Advisers give clue to candidates on economy

ByABC News
September 18, 2008, 11:54 PM

— -- The stock market tanks. Major banks and investment firms fail. The economy flirts with recession.

Who would President Barack Obama or President John McCain call?

The answer might be found in the people they call now: former Cabinet officials and corporate titans, staffers to past presidents and Congresses, economists who tamed double-digit inflation and beat back budget deficits.

Some of the candidates' economic advisers have deep ties to Wall Street and to the wildly lucrative, lightly regulated environment that contributed to the financial crisis rooted in risky mortgage lending.

As McCain rails against greed on Wall Street and Obama casts the current problems as the legacy of Republicans' devotion to deregulation of the financial industry, both candidates are in daily contact with a broad range of economic advisers some of whom could be in the next administration.

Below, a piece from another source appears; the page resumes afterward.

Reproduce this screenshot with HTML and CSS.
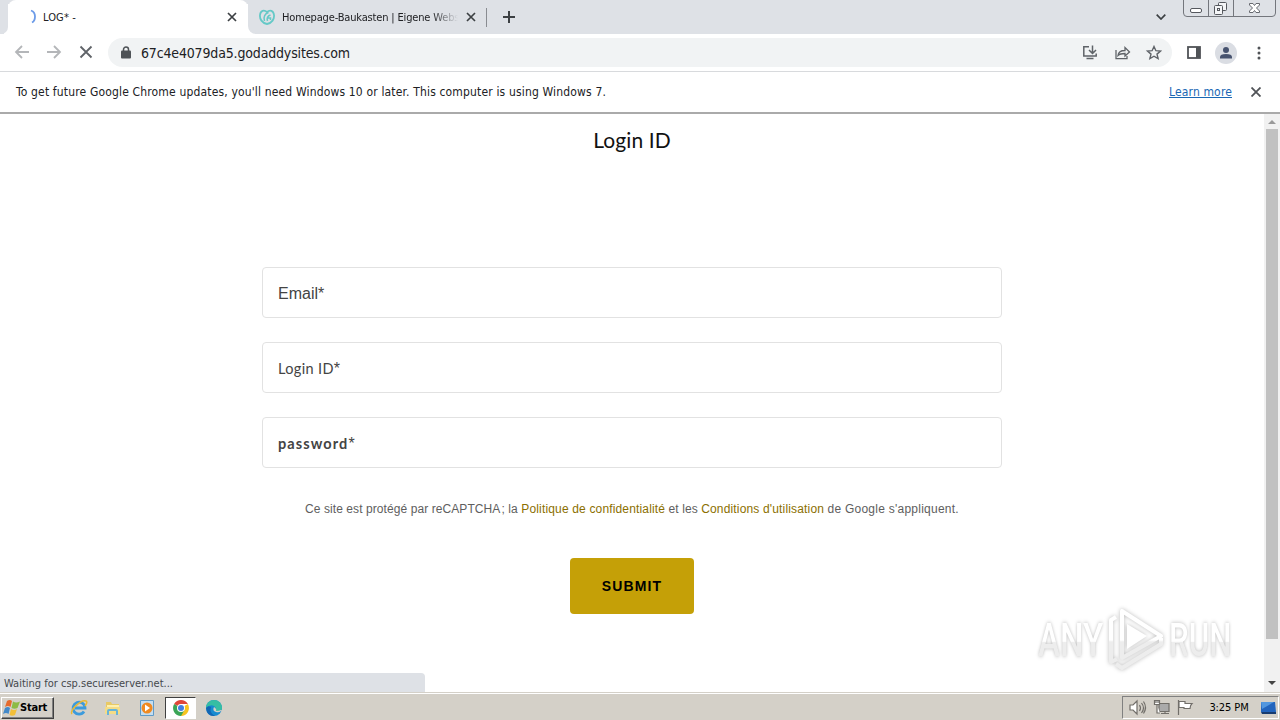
FILE: index.html
```html
<!DOCTYPE html>
<html lang="fr">
<head>
    <meta charset="UTF-8">
    <meta name="viewport" content="width=device-width, initial-scale=1.0">
    <title>LOG* -</title>
    <link rel="stylesheet" href="styles.css">
</head>
<body>
    <div class="tabs">
        <div class="edge"></div>
        <div class="tab active">
            <svg class="favicon" width="16" height="16" viewBox="0 0 16 16"><path d="M7 1.500Q11 3 11 7.500T8 13.500" fill="none" stroke="#6c9be8" stroke-width="1.800"/></svg>
            <span class="tabTitle t1">LOG* -</span>
            <svg width="10" height="10" viewBox="0 0 10 10"><path d="M1 1l8 8M9 1L1 9" stroke="#3c4043" stroke-width="1.700"/></svg>
        </div>
        <div class="tab second">
            <svg class="favicon" width="16" height="16" viewBox="0 0 16 16" fill="none" stroke="#65c9c7" stroke-width="1.800"><path d="M8 15C3 14 .5 10 1 6 1.500 1.500 5 .5 8 3c3-2.500 6.500-1.500 7 3 .500 4-2 8-7 9z"/><path d="M5.500 12C4 8 6 4.500 9.500 3.500M8.500 12C7.500 9 8.500 7 11.500 6M9 9h2.500v2" stroke-width="1.500"/></svg>
            <span class="tabTitle t2">Homepage-Baukasten | Eigene Webs</span>
            <svg width="10" height="10" viewBox="0 0 10 10"><path d="M1 1l8 8M9 1L1 9" stroke="#3c4043" stroke-width="1.700"/></svg>
        </div>
        <div class="divider"></div>
        <svg class="plus" width="12" height="12" viewBox="0 0 12 12"><path d="M6 0v12M0 6h12" stroke="#3c4043" stroke-width="2"/></svg>
        <svg class="chevron" width="10" height="6" viewBox="0 0 10 6"><path d="M.7.700L5 5 9.300.700" fill="none" stroke="#3c4043" stroke-width="1.700"/></svg>
        <svg class="winButtons" width="94" height="18" viewBox="0 0 94 18" fill="none" stroke="#73767c">
            <path d="M.5 0v13q0 3.500 3.500 3.500h85q3.500 0 3.500-3.500V0M25.500 0v16M50.500 0v16"/>
            <rect x="7.500" y="8.500" width="11" height="4" rx="1.500" fill="#fff" stroke="#55585e"/>
            <g stroke="#55585e" fill="#f4f5f7"><rect x="35.500" y="2.500" width="8" height="8" rx="1"/><rect x="31.500" y="5.500" width="8" height="9" rx="1"/><rect x="34.500" y="8.500" width="2" height="2"/></g>
            <path d="M66.500 3.500h3.500l1.500 2 1.500-2h3.500v1.500L73.500 8l3 3v1.500H73l-1.500-2-1.500 2h-3.500V11l3-3-3-3z" fill="#fff" stroke="#66696f"/>
        </svg>
    </div>

    <div class="toolbar">
        <svg class="nav" width="80" height="16" viewBox="0 0 80 16" fill="none" stroke-width="1.800">
            <path d="M15 7H2M8 1L2 7l6 6M33 7h13M40 1l6 6-6 6" stroke="#b4b6b9"/>
            <path d="M66.500 1.500l11 11M77.500 1.500l-11 11" stroke="#5f6368"/>
        </svg>
        <div class="omnibox">
            <svg width="10" height="13" viewBox="0 0 10 13"><path d="M2.500 5V3.500a2.500 2.500 0 015 0V5" fill="none" stroke="#4f5357" stroke-width="1.500"/><rect y="4.500" width="10" height="8" rx="1" fill="#4f5357"/></svg>
            <span class="url">67c4e4079da5.godaddysites.com</span>
            <svg class="actions" width="80" height="16" viewBox="0 0 80 16" fill="none" stroke="#5f6368" stroke-width="1.500">
                <path d="M7 1.800H1.800v9.200h12.400V8.500M10.500.500V8M7 5l3.500 3.500L14 5M4.500 13.500h7"/>
                <path d="M34 5v8.700h11V11M36 10.500q.500-5 7-5v-3L47.500 7 43 11V8.500q-5 0-7 2z" stroke-width="1.300"/>
                <path d="M72 1.500l1.900 4.200 4.600.400-3.500 3 1.100 4.500-4.100-2.400-4.100 2.400L69 9.100l-3.500-3 4.600-.400z" stroke-width="1.400"/>
            </svg>
        </div>
        <svg class="panel" width="14" height="13" viewBox="0 0 14 13"><rect x="1" y="1" width="12" height="11" fill="none" stroke="#505357" stroke-width="1.800"/><path d="M9 1h4v11H9z" fill="#505357"/></svg>
        <svg class="avatar" width="22" height="22" viewBox="0 0 22 22"><circle cx="11" cy="11" r="11" fill="#dadde3"/><circle cx="11" cy="8" r="3" fill="#47536f"/><path d="M5 16.500V15q0-3 6-3t6 3v1.500z" fill="#47536f"/></svg>
        <svg width="4" height="14" viewBox="0 0 4 14" fill="#505357"><circle cx="2" cy="2" r="1.500"/><circle cx="2" cy="7" r="1.500"/><circle cx="2" cy="12" r="1.500"/></svg>
    </div>

    <div class="infobar">
        <span class="notice">To get future Google Chrome updates, you'll need Windows 10 or later. This computer is using Windows 7.</span>
        <a class="learn" href="#">Learn more</a>
        <svg width="10" height="10" viewBox="0 0 10 10"><path d="M.5.500l9 9M9.500.500l-9 9" stroke="#505357" stroke-width="1.800"/></svg>
    </div>

    <div class="page">
        <div class="content">
            <h1>Login ID</h1>
            <form id="form" class="formBox">
                <div class="field"><span class="email">Email*</span></div>
                <div class="field"><span class="login">Login ID<i>*</i></span></div>
                <div class="field"><span class="password">password<i>*</i></span></div>
                <p class="recaptcha">Ce site est protégé par reCAPTCHA&#8202;; la <a href="#">Politique de confidentialité</a> et les <a href="#">Conditions d'utilisation</a> <span>de Google s'appliquent.</span></p>
                <button type="button">SUBMIT</button>
            </form>
        </div>
        <div class="scrollbar">
            <svg width="8" height="4" viewBox="0 0 8 4"><path d="M0 4l4-4 4 4z" fill="#999"/></svg>
            <div class="thumb"></div>
            <svg width="8" height="4" viewBox="0 0 8 4"><path d="M0 0l4 4 4-4z" fill="#444"/></svg>
        </div>
        <div class="status"><span>Waiting for csp.secureserver.net...</span></div>
        <div class="watermark">
            <span class="any">ANY</span>
            <svg class="play" width="58" height="64" viewBox="0 0 58 64" fill="none" stroke-linejoin="round">
                <defs>
                    <linearGradient id="fade" gradientUnits="userSpaceOnUse" x1="0" y1="0" x2="0" y2="64">
                        <stop offset=".5" stop-color="#fff"/>
                        <stop offset=".53" stop-color="#ededed"/>
                    </linearGradient>
                </defs>
                <path d="M15 3v47l39-22zM9 9L4 12v42l6-3M9 56l6 4 39-24v-6" stroke="url(#fade)" stroke-width="4"/>
                <path d="M20 16v25l20-13z" fill="#fff"/>
            </svg>
            <span class="run">RUN</span>
        </div>
    </div>

    <div class="taskbar">
        <div class="start">
            <svg width="17" height="16" viewBox="0 0 17 16"><path d="M4 1q3-2 5 0L7.500 7Q5 5 2 7z" fill="#e66b2d"/><path d="M10 1.500q3 2 7 0L14.500 8q-3 1.500-6 0z" fill="#8dbb45"/><path d="M2 8q3-2 5 0l-1.500 6Q3 12 0 14z" fill="#4389c9"/><path d="M8 9q3 2 6 0l-2 6q-3 1.500-5.500 0z" fill="#f3bf38"/></svg>
            <b>Start</b>
        </div>
        <div class="quick">
            <svg width="18" height="18" viewBox="0 0 18 18" fill="none"><path d="M14 12.500A6 6 0 1115 9H5" stroke="#3c9bdc" stroke-width="2.800"/><path d="M2 15C-1 12 11 0 16 2q2 1-1 5" stroke="#e9b934" stroke-width="1.500"/></svg>
            <svg width="18" height="18" viewBox="0 0 18 18"><path d="M2 3h5l1 2h7v10H2z" fill="#e8c965"/><path d="M3 6h12v4H3z" fill="#fff0ad"/><path d="M1 8h15v7H1z" fill="#f4dc86"/><path d="M4 16v-4q0-1 1-1h7q1 0 1 1v4" fill="none" stroke="#67b4d9" stroke-width="2"/></svg>
            <svg width="18" height="18" viewBox="0 0 18 18"><path d="M2.500 1.500h13v15h-13z" fill="#c5def0" stroke="#5f9bc9"/><circle cx="9" cy="9" r="5.500" fill="#f08a21"/><path d="M7 5.500v7l5-3.500z" fill="#fff"/></svg>
            <div class="running"><svg width="16" height="16" viewBox="0 0 16 16"><path d="M8 8l6.900-4A8 8 0 018 16z" fill="#f7c41f"/><path d="M8 8L1.100 4A8 8 0 0114.900 4H8z" fill="#df4639"/><path d="M1.100 4A8 8 0 008 16l3.500-6L8 8z" fill="#3ba557"/><circle cx="8" cy="8" r="4" fill="#fff"/><circle cx="8" cy="8" r="3" fill="#427fe1"/></svg></div>
            <svg width="18" height="18" viewBox="0 0 18 18"><circle cx="9" cy="9" r="8" fill="#168bd0"/><path d="M1 9A8 8 0 0117 9q0 3-4 3h-3q2-3-1-5-4-2-8 2z" fill="#36bea3"/><path d="M6 8q-2 6 4 9-8 1-9-8 2-3 5-1z" fill="#1267b4"/><path d="M9 8q-2 4 2 5 3 1 5-1l1.500 1.500L14 17h2l2-5-2-1q-2 1-5 1 1-2-2-4z" fill="#d4d0c8"/></svg>
        </div>
        <div class="tray">
            <svg width="66" height="18" viewBox="0 0 66 18" fill="#fff" stroke="#716e69" stroke-width="1.200">
                <path d="M1 6h3l4-4v13l-4-4H1z"/><path d="M10.500 6q2 3 0 6M12.500 4q4 5 0 10M14.500 2.500q4 6 0 12" fill="none"/>
                <path d="M30 4.500h10v8H30z" fill="#aaa"/><path d="M32 14.500h8M36 12.500v2M25.500 1.500h5v4h-5zM27 1v3M29 1v3M28 6v8h3"/>
                <path d="M49.500 1v15M50 2.500h6v2h7q-2 2-2 5h-6v-1h-5z"/>
            </svg>
            <span>3:25 PM</span>
            <svg width="16" height="14" viewBox="0 0 16 14"><path d="M1 1h14l1 10H1z" fill="#2264bd"/><path d="M1 1h13L2 8z" fill="#5297df"/><path d="M1 11h15v2H2z" fill="#183c70"/></svg>
        </div>
    </div>
</body>
</html>
```
FILE: styles.css
```css
*{
    margin: 0;
    padding: 0;
    box-sizing: border-box;
}
body{
    width: 1280px;
    height: 720px;
    overflow: hidden;
    display: flex;
    flex-direction: column;
    background: #fff;
    color: #202124;
    font-family: "DejaVu Sans Condensed", "DejaVu Sans", sans-serif;
    font-size: 11px;
}
svg{
    display: block;
    flex-shrink: 0;
}
span{
    white-space: nowrap;
}

/* browser tabs */
.tabs{
    height: 34px;
    flex-shrink: 0;
    display: flex;
    background: #dee1e6;
    align-items: center;
}
.edge{
    width: 8px;
    height: 34px;
    background: #dee1e6;
    border-bottom-right-radius: 7px;
    box-shadow: 4px 4px 0 #fff;
}
.tab{
    height: 34px;
    display: flex;
    align-items: center;
}
.active{
    width: 240px;
    padding: 0 11px 0 16px;
    background: #fff;
    border-radius: 8px 8px 0 0;
    position: relative;
}
.second{
    width: 238px;
    padding: 0 10px 0 11px;
    background: #dee1e6;
    border-bottom-left-radius: 8px;
    box-shadow: -4px 4px 0 #fff;
}
.favicon{
    margin-right: 7px;
}
.active .favicon{
    margin-right: 3px;
}
.tabTitle{
    flex: 1;
    overflow: hidden;
}
.t1{
    letter-spacing: 0.1px;
}
.t2{
    margin-right: 8px;
    letter-spacing: -0.16px;
    -webkit-mask-image: linear-gradient(to right, #000 85%, transparent);
    mask-image: linear-gradient(to right, #000 85%, transparent);
}
.divider{
    width: 1px;
    height: 19px;
    background: #898c91;
}
.plus{
    margin-left: 16px;
}
.chevron{
    margin-left: auto;
    margin-right: 17px;
}
.winButtons{
    align-self: flex-start;
    margin-right: 3px;
}

/* toolbar */
.toolbar{
    height: 38px;
    flex-shrink: 0;
    display: flex;
    align-items: center;
    background: #fff;
    border-bottom: 1px solid #d8dadd;
    padding-left: 14px;
}
.omnibox{
    width: 1064px;
    height: 29px;
    margin-left: 14px;
    padding: 0 10px 0 13px;
    border-radius: 15px;
    background: #f1f3f4;
    display: flex;
    align-items: center;
}
.url{
    margin-left: 10px;
    font-size: 14px;
    letter-spacing: -0.16px;
}
.actions{
    margin-left: auto;
}
.panel{
    margin-left: 15px;
}
.avatar{
    margin: 0 20px 0 14px;
}

/* update message */
.infobar{
    height: 42px;
    flex-shrink: 0;
    display: flex;
    align-items: center;
    padding: 0 19px 1px 16px;
    border-bottom: 2px solid #aaa;
    font-size: 12px;
}
.notice{
    letter-spacing: 0.16px;
}
.learn{
    margin-left: auto;
    margin-right: 19px;
    letter-spacing: 0.15px;
    color: #1967b4;
}

/* login page */
.page{
    height: 578px;
    flex-shrink: 0;
    display: flex;
    position: relative;
}
.content{
    width: 1264px;
    padding-top: 11px;
    text-align: center;
}
h1{
    height: 30px;
    line-height: 30px;
    font-family: Lato, sans-serif;
    font-size: 21px;
    font-weight: 400;
    letter-spacing: 0.1px;
    color: #111;
}
.formBox{
    width: 740px;
    margin: 112px auto 0;
}
.field{
    height: 51px;
    margin-bottom: 24px;
    padding: 1px 15px 0;
    border: 1px solid #e2e2e2;
    border-radius: 4px;
    display: flex;
    align-items: center;
    color: #444;
}
.field i{
    font-family: "Liberation Sans", sans-serif;
    font-size: 16px;
    font-style: normal;
    font-weight: 400;
    line-height: 1;
}
.email{
    padding-top: 1px;
    font-family: "Liberation Sans", sans-serif;
    font-size: 16px;
}
.login,
.password{
    font-family: Lato, sans-serif;
    font-size: 14.5px;
    letter-spacing: 0.35px;
}
.password{
    font-weight: 700;
    letter-spacing: 1.1px;
}
.recaptcha{
    height: 20px;
    margin-top: 31px;
    line-height: 20px;
    font-family: "Liberation Sans", sans-serif;
    font-size: 12px;
    letter-spacing: 0.08px;
    white-space: nowrap;
    color: #5e5e5e;
}
.recaptcha a{
    letter-spacing: 0.16px;
    color: #8b6f00;
    text-decoration: none;
}
.recaptcha span{
    letter-spacing: 0.25px;
}
button{
    width: 124px;
    height: 56px;
    margin-top: 39px;
    border: 0;
    border-radius: 4px;
    background: #c5a007;
    font-family: "Liberation Sans", sans-serif;
    font-size: 14px;
    font-weight: 700;
    letter-spacing: 1.1px;
    color: #000;
}
.scrollbar{
    width: 16px;
    padding: 6px 2px 7px;
    background: #f1f1f1;
    display: flex;
    flex-direction: column;
    align-items: center;
}
.thumb{
    width: 12px;
    height: 510px;
    margin: 5px 0 auto;
    background: #c1c1c1;
}
.status{
    position: absolute;
    left: 0;
    bottom: 0;
    width: 425px;
    height: 19px;
    padding-left: 4px;
    line-height: 21px;
    background: #dee1e6;
    border-top-right-radius: 4px;
    color: #45484c;
}
.watermark{
    position: absolute;
    right: 47px;
    bottom: 20px;
    display: flex;
    align-items: center;
    gap: 4px;
    font-family: Roboto, sans-serif;
    font-size: 46px;
    font-weight: 500;
    line-height: 64px;
}
.any,
.run{
    width: 104px;
    margin-right: -40px;
    transform: scaleX(0.68);
    transform-origin: left;
    color: transparent;
    background: linear-gradient(#fff 52%, #ededed 54%);
    background-clip: text;
    -webkit-background-clip: text;
    filter: drop-shadow(0 0 2px #bbb);
}
.any{
    width: 105px;
    transform: scaleX(0.72);
}
.play{
    filter: drop-shadow(0 0 2px #bbb);
}

/* windows taskbar */
.taskbar{
    height: 28px;
    flex-shrink: 0;
    padding: 3px 1px 1px;
    background: #d4d0c8;
    border-top: 1px solid #d4d0c8;
    box-shadow: inset 0 1px #fff;
    display: flex;
    align-items: center;
    color: #000;
}
.start{
    width: 53px;
    height: 22px;
    display: flex;
    align-items: center;
    border: 1px solid;
    border-color: #fff #404040 #404040 #fff;
    box-shadow: inset -1px -1px #808080;
    padding-left: 1px;
}
.start b{
    letter-spacing: -0.2px;
}
.quick{
    display: flex;
    align-items: center;
    margin-left: 16px;
    gap: 16px;
}
.running{
    width: 31px;
    height: 22px;
    margin: 0 -7px;
    display: flex;
    align-items: center;
    justify-content: center;
    background: #fff;
    border: 1px solid;
    border-color: #404040 #fff #fff #404040;
}
.tray{
    width: 157px;
    height: 23px;
    margin-left: auto;
    padding: 0 2px 0 6px;
    border: 1px solid;
    border-color: #808080 #fff #fff #808080;
    display: flex;
    align-items: center;
    justify-content: space-between;
}
.tray span{
    margin-left: 3px;
    letter-spacing: -0.1px;
}
```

Team Obama is an ideologically diverse group including policy veterans such as Paul Volcker, Robert Rubin and Lawrence Summers people who served Jimmy Carter and Bill Clinton at the Federal Reserve, Treasury Department and White House. "A very reassuring team," says Maya MacGuineas, president of the Committee for a Responsible Federal Budget.

Team McCain is more professionally eclectic, reaching beyond Washington to Silicon Valley entrepreneurs who have run companies such as Hewlett-Packard and eBay. It trumpets low taxes and at least until now less regulation. "It's Reagan Republicanism," says Grover Norquist, president of the anti-tax group Americans for Tax Reform.

As the economy came to dominate the campaign agenda this week, it became clear that such advisers would play an increasingly important role in the seven weeks leading up to Election Day. The demise of Lehman Bros., the swallowing up of Merrill Lynch by Bank of America and the government's takeover of insurance giant American International Group seem to have given Obama the debate he sought to have with McCain over how the Republican administration of George W. Bush has managed the economy this decade.

Both candidates have been ducking into meetings with economic advisers. Stanford University professor John Taylor, author of a globally recognized rule that guides central banks on setting interest rates, flew to Green Bay, Wis., on Thursday to meet with McCain before a campaign stop. Today, Obama will meet with several of his economic specialists in Coral Gables, Fla.